Why does this matter?
Take radical prostatectomy, a common cancer surgery performed for decades. One of its most significant quality-of-life outcomes, recovery of sexual function, remains unpredictable. Roughly half of patients recover function within a year; half do not. For years, surgeons could not reliably explain why.
Using AI models trained on gesture-level surgical data, Hung’s team can now predict recovery with approximately 85% accuracy. But prediction, he emphasized, is only the beginning.
The real breakthrough lies in identifying clusters of gestures associated with good outcomes. Not one “fatal flaw,” but patterns; subtle combinations of movements that collectively increase or decrease the likelihood of recovery. In doing so, AI begins to illuminate what decades of clinical experience could not fully explain.
Augmented Reality: Giving Surgeons “X-Ray Vision”
Hung then shifted from post-operative analysis to real-time guidance. Before surgery, most patients undergo CT or MRI imaging. Yet once inside the body, surgeons must rely largely on surface anatomy and memory. Tumors, blood vessels, and critical structures are not always visible in the operative field.
Collaborators in Bordeaux have trained AI systems on tens of thousands of surgical images, teaching models to recognize instruments, anatomy, tumors, and vascular structures. The result is a digitally reconstructed “twin” of the patient’s anatomy.
In the operating room, this digital model can be overlaid onto the live surgical view, aligning preoperative imaging with real-time movement. The surgeon sees not just what is visible, but what lies beneath, effectively bringing augmented reality into robotic surgery.
For decades, matching imaging to live surgery in real time was technically elusive. AI now makes this integration possible, enabling more precise dissection and potentially safer outcomes.
Autonomous Surgery: Closer Than We Thought
Perhaps the most inspiring part of Hung’s presentation came from work in fully autonomous surgical systems.
Unlike autonomous cars, which learn through trial-and-error reinforcement learning, these surgical robots use imitation learning. They observe expert surgeons, studying hand trajectories, instrument positioning, and workflow patterns, and then replicate those behaviors.
After being shown hundreds of examples, robots can now tie surgical knots autonomously with high reliability. In published research in Science Robotics, fully autonomous robotic systems have even performed complete gallbladder removals, replicating human surgical steps with remarkable precision.

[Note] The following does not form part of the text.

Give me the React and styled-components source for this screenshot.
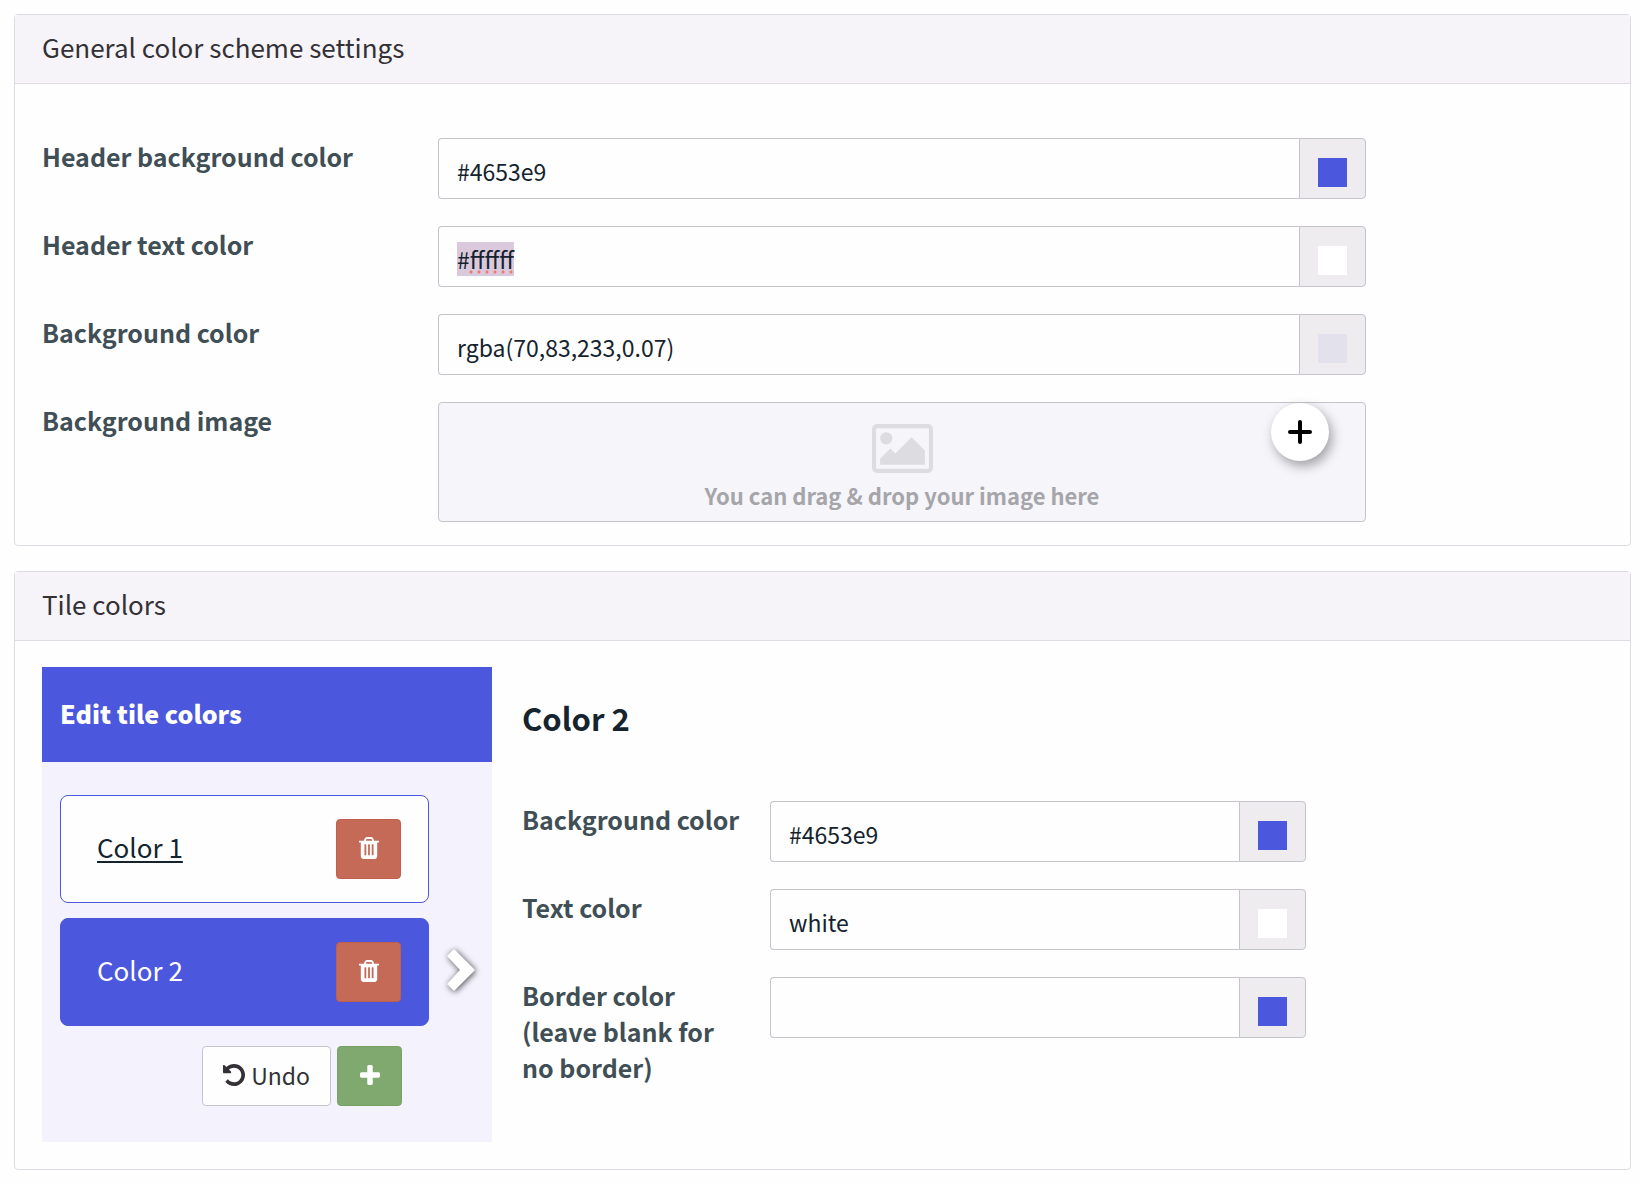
import React, { useEffect, useRef, useState } from "react";
import styled, { createGlobalStyle } from "styled-components";

const GlobalStyle = createGlobalStyle`
  *, *::before, *::after {
    box-sizing: border-box;
  }

  body {
    margin: 0;
    background-color: #fefefe;
    color: #14232d;
    font-family: "Noto Sans CJK SC", "Source Sans Pro", sans-serif;
    font-size: 26px;
    line-height: 36px;
  }

  button, input {
    font-family: inherit;
  }
`;

const Page = styled.main`
  display: flex;
  flex-direction: column;
  gap: 25px;
  padding: 14px 9px 14px 14px;
`;

const Panel = styled.section`
  border: 1px solid #dedce2;
  border-radius: 4px;
`;

const PanelTitle = styled.h2`
  margin: 0;
  padding: 14px 27px 18px;
  border-bottom: 1px solid #dedce2;
  background-color: #f6f4f8;
  color: #333136;
  font-size: 26px;
  font-weight: 400;
  line-height: 36px;
`;

const FormBody = styled.form`
  display: flex;
  flex-direction: column;
  gap: 27px;
  padding: 54px 27px 23px;
`;

const TileBody = styled.div`
  display: flex;
  gap: 30px;
  padding: 26px 27px 27px;
`;

const Row = styled.div`
  display: grid;
  grid-template-columns: ${(props) => (props.$narrow ? "248px minmax(0, 536px)" : "396px minmax(0, 928px)")};
`;

const Label = styled.label`
  padding-right: 20px;
  color: #404e55;
  font-size: 25px;
  font-weight: 700;
`;

const InputGroup = styled.div`
  position: relative;
  display: flex;
  height: 61px;
`;

const TextInput = styled.input`
  flex: 1;
  min-width: 0;
  padding: 5px 18px 0;
  border: 1px solid #c6c4cb;
  border-right: none;
  border-radius: 4px 0 0 4px;
  background-color: #fefefe;
  color: #14232d;
  font-size: 23px;
  outline: none;

  &::selection {
    background-color: #dac9dc;
    color: #14232d;
  }
`;

const SpellMark = styled.span`
  position: absolute;
  left: 29px;
  bottom: 13px;
  width: 48px;
  height: 4px;
  background-image: radial-gradient(circle, #ee7a6c 1px, transparent 2px);
  background-size: 8px 4px;
`;

const SwatchButton = styled.button`
  width: 67px;
  padding: 7px 0 0;
  display: flex;
  align-items: center;
  justify-content: center;
  border: 1px solid #c6c4cb;
  border-radius: 0 4px 4px 0;
  background-color: #eeecef;
  cursor: pointer;
`;

const Swatch = styled.span`
  width: 29px;
  height: 29px;
  background-color: ${(props) => props.$color};
`;

const DropZone = styled.div`
  position: relative;
  display: flex;
  flex-direction: column;
  align-items: center;
  height: 120px;
  padding-top: 17px;
  border: 1px solid #c6c4cb;
  border-radius: 4px;
  background-color: #f5f5fa;
  color: #a5a5aa;
  font-size: 22px;
  font-weight: 700;
  line-height: 36px;
`;

const AddImageButton = styled.button`
  position: absolute;
  top: 0;
  right: 36px;
  display: flex;
  align-items: center;
  justify-content: center;
  width: 58px;
  height: 58px;
  padding: 0;
  border: none;
  border-radius: 50%;
  background-color: #ffffff;
  box-shadow: 3px 5px 12px rgba(0, 0, 0, 0.35);
  cursor: pointer;
`;

const Sidebar = styled.aside`
  flex: 0 0 450px;
  background-color: #f3f2fd;
`;

const SidebarTitle = styled.h3`
  margin: 0;
  padding: 28px 18px 31px;
  background-color: #4b57dc;
  color: #ffffff;
  font-size: 25px;
  font-weight: 900;
  line-height: 36px;
`;

const TileList = styled.ul`
  display: flex;
  flex-direction: column;
  gap: 15px;
  margin: 0;
  padding: 33px 16px 0 18px;
  list-style: none;
`;

const TileItem = styled.li`
  display: flex;
  align-items: center;
  gap: 18px;
`;

const Tile = styled.div`
  display: flex;
  align-items: center;
  justify-content: space-between;
  width: 369px;
  height: 108px;
  padding: 0 27px 0 36px;
  border: 1px solid #4b57dc;
  border-radius: 8px;
  background-color: ${(props) => (props.$active ? "#4b57dc" : "#fefefe")};
`;

const TileLink = styled.a`
  padding-bottom: 4px;
  color: ${(props) => (props.$active ? "#ffffff" : "#14232d")};
  text-decoration: ${(props) => (props.$active ? "none" : "underline")};
  text-decoration-thickness: 2px;
  text-underline-offset: 3px;
`;

const Button = styled.button`
  display: flex;
  align-items: center;
  justify-content: center;
  gap: 6px;
  min-width: 65px;
  height: 60px;
  padding: 0 20px 2px;
  border: 1px solid ${(props) => props.$border};
  border-radius: 4px;
  background-color: ${(props) => props.$bg};
  color: ${(props) => props.$color || "#ffffff"};
  font-size: 23px;
  line-height: 36px;
  cursor: pointer;
`;

const Actions = styled.div`
  display: flex;
  justify-content: flex-end;
  gap: 6px;
  padding: 20px 90px 36px 18px;
`;

const Editor = styled.form`
  flex: 1;
  display: flex;
  flex-direction: column;
  gap: 27px;
  min-width: 0;
`;

const EditorTitle = styled.h3`
  margin: 0;
  padding: 31px 0 36px;
  font-size: 31px;
  font-weight: 700;
  line-height: 40px;
`;

const Chevron = styled.svg`
  overflow: visible;
  filter: drop-shadow(1px 1px 3px rgba(0, 0, 0, 0.7));
`;

const TrashIcon = () => (
  <svg width="20" height="26" viewBox="0 0 1408 1792" fill="currentColor" aria-hidden="true">
    <path d="M512 1376v-704q0-14-9-23t-23-9h-64q-14 0-23 9t-9 23v704q0 14 9 23t23 9h64q14 0 23-9t9-23zM768 1376v-704q0-14-9-23t-23-9h-64q-14 0-23 9t-9 23v704q0 14 9 23t23 9h64q14 0 23-9t9-23zM1024 1376v-704q0-14-9-23t-23-9h-64q-14 0-23 9t-9 23v704q0 14 9 23t23 9h64q14 0 23-9t9-23zM480 384h448l-48-117q-7-9-17-11h-317q-10 2-17 11zM1408 416v64q0 14-9 23t-23 9h-96v948q0 83-47 143.500t-113 60.500h-832q-66 0-113-58.500t-47-141.500v-952h-96q-14 0-23-9t-9-23v-64q0-14 9-23t23-9h309l70-167q15-37 54-63t79-26h320q40 0 79 26t54 63l70 167h309q14 0 23 9t9 23z" />
  </svg>
);

const UndoIcon = () => (
  <svg width="22" height="26" viewBox="0 0 1536 1792" fill="currentColor" aria-hidden="true">
    <path d="M1536 896q0 156-61 298t-164 245-245 164-298 61q-172 0-327-72.500t-264-204.500q-7-10-6.500-22.500t8.500-20.500l137-138q10-9 25-9 16 2 23 12 73 95 179 147t225 52q104 0 198.500-40.500t163.500-109.500 109.500-163.500 40.500-198.500-40.500-198.500-109.500-163.500-163.500-109.500-198.500-40.500q-98 0-188 35.500t-160 101.500l137 138q31 30 14 69-17 40-59 40h-448q-26 0-45-19t-19-45v-448q0-42 40-59 39-17 69 14l130 129q107-101 244.500-156.500t284.500-55.500q156 0 298 61t245 164 164 245 61 298z" />
  </svg>
);

const PlusIcon = () => (
  <svg width="20" height="26" viewBox="0 0 1408 1792" fill="currentColor" aria-hidden="true">
    <path d="M1408 800v192q0 40-28 68t-68 28h-416v416q0 40-28 68t-68 28h-192q-40 0-68-28t-28-68v-416h-416q-40 0-68-28t-28-68v-192q0-40 28-68t68-28h416v-416q0-40 28-68t68-28h192q40 0 68 28t28 68v416h416q40 0 68 28t28 68z" />
  </svg>
);

const PictureIcon = () => (
  <svg width="61" height="57" viewBox="0 0 1920 1792" fill="#dddce1" aria-hidden="true">
    <path d="M640 576q0 80-56 136t-136 56-136-56-56-136 56-136 136-56 136 56 56 136zM1664 960v448h-1408v-192l320-320 160 160 512-512zM1760 256h-1600q-13 0-22.500 9.500t-9.500 22.500v1216q0 13 9.500 22.500t22.500 9.500h1600q13 0 22.500-9.500t9.500-22.500v-1216q0-13-9.500-22.500t-22.500-9.500zM1920 288v1216q0 66-47 113t-113 47h-1600q-66 0-113-47t-47-113v-1216q0-66 47-113t113-47h1600q66 0 113 47t47 113z" />
  </svg>
);

const ColorField = ({ id, label, initial, swatch, narrow, selected }) => {
  const [value, setValue] = useState(initial);
  const inputRef = useRef(null);

  useEffect(() => {
    if (selected) {
      inputRef.current.focus();
      inputRef.current.select();
    }
  }, [selected]);

  return (
    <Row $narrow={narrow}>
      <Label htmlFor={id}>{label}</Label>
      <InputGroup>
        <TextInput
          id={id}
          ref={inputRef}
          type="text"
          value={value}
          onChange={(e) => setValue(e.target.value)}
          spellCheck={false}
          autoComplete="off"
        />
        {selected && <SpellMark />}
        <SwatchButton type="button" aria-label={`Pick ${label}`}>
          <Swatch $color={swatch} />
        </SwatchButton>
      </InputGroup>
    </Row>
  );
};

const tiles = ["Color 1", "Color 2"];

const App = () => {
  const [active, setActive] = useState("Color 2");

  return (
    <Page>
      <GlobalStyle />
      <Panel>
        <PanelTitle>General color scheme settings</PanelTitle>
        <FormBody>
          <ColorField id="header-bg" label="Header background color" initial="#4653e9" swatch="#4b57dc" />
          <ColorField id="header-text" label="Header text color" initial="#ffffff" swatch="#ffffff" selected />
          <ColorField id="page-bg" label="Background color" initial="rgba(70,83,233,0.07)" swatch="#e2e1ec" />
          <Row>
            <Label htmlFor="bg-image">Background image</Label>
            <DropZone>
              <PictureIcon />
              You can drag &amp; drop your image here
              <AddImageButton id="bg-image" type="button" aria-label="Add image">
                <svg width="28" height="28" viewBox="0 0 28 28" stroke="#000000" strokeWidth="4" strokeLinecap="round">
                  <path d="M14 4v20M4 14h20" />
                </svg>
              </AddImageButton>
            </DropZone>
          </Row>
        </FormBody>
      </Panel>

      <Panel>
        <PanelTitle>Tile colors</PanelTitle>
        <TileBody>
          <Sidebar>
            <SidebarTitle>Edit tile colors</SidebarTitle>
            <TileList>
              {tiles.map((name) => (
                <TileItem key={name}>
                  <Tile $active={name === active}>
                    <TileLink href="#" $active={name === active} onClick={() => setActive(name)}>
                      {name}
                    </TileLink>
                    <Button type="button" $bg="#c46a57" $border="#c0604c" aria-label={`Delete ${name}`}>
                      <TrashIcon />
                    </Button>
                  </Tile>
                  {name === active && (
                    <Chevron
                      width="28"
                      height="48"
                      viewBox="0 0 28 48"
                      fill="#ffffff"
                      stroke="#ffffff"
                      strokeWidth="3"
                      strokeLinejoin="round"
                      aria-hidden="true"
                    >
                      <path d="M7 3L26 22L7 41L2 36L15 22L2 8Z" />
                    </Chevron>
                  )}
                </TileItem>
              ))}
            </TileList>
            <Actions>
              <Button type="button" $bg="#fefefe" $border="#c6c4cb" $color="#333136">
                <UndoIcon />
                Undo
              </Button>
              <Button type="button" $bg="#80a96f" $border="#76a364" aria-label="Add color">
                <PlusIcon />
              </Button>
            </Actions>
          </Sidebar>
          <Editor>
            <EditorTitle>{active}</EditorTitle>
            <ColorField narrow id="tile-bg" label="Background color" initial="#4653e9" swatch="#4b57dc" />
            <ColorField narrow id="tile-text" label="Text color" initial="white" swatch="#ffffff" />
            <ColorField narrow id="tile-border" label="Border color (leave blank for no border)" initial="" swatch="#4b57dc" />
          </Editor>
        </TileBody>
      </Panel>
    </Page>
  );
};

export default App;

While these procedures remain controlled experimental demonstrations, they challenge long-held assumptions about the limits of automation in surgery.
Augmentation, Not Replacement
Despite these advances, Hung’s message was not one of replacement, but of partnership.
AI, he argued, is here to enhance robotic surgery, to assess quality at a level of granularity humans cannot achieve alone, to provide augmented reality guidance, and to automate repetitive or technically demanding tasks. But clinical judgment, deciding who should be operated on, when, and how, remains fundamentally human.
In Hung’s framing, the future operating room is not surgeon versus machine. It is surgeon plus machine. As healthcare systems worldwide grapple with workforce constraints, rising complexity, and growing expectations for precision, surgical AI represents both a technical and philosophical shift. Data is no longer retrospective; it becomes actionable in the moment. Experience is no longer solely tacit; it becomes codified, measurable, and teachable.
The frontier is no longer whether AI belongs in the operating room.
It is how far, and how thoughtfully, we allow it to go.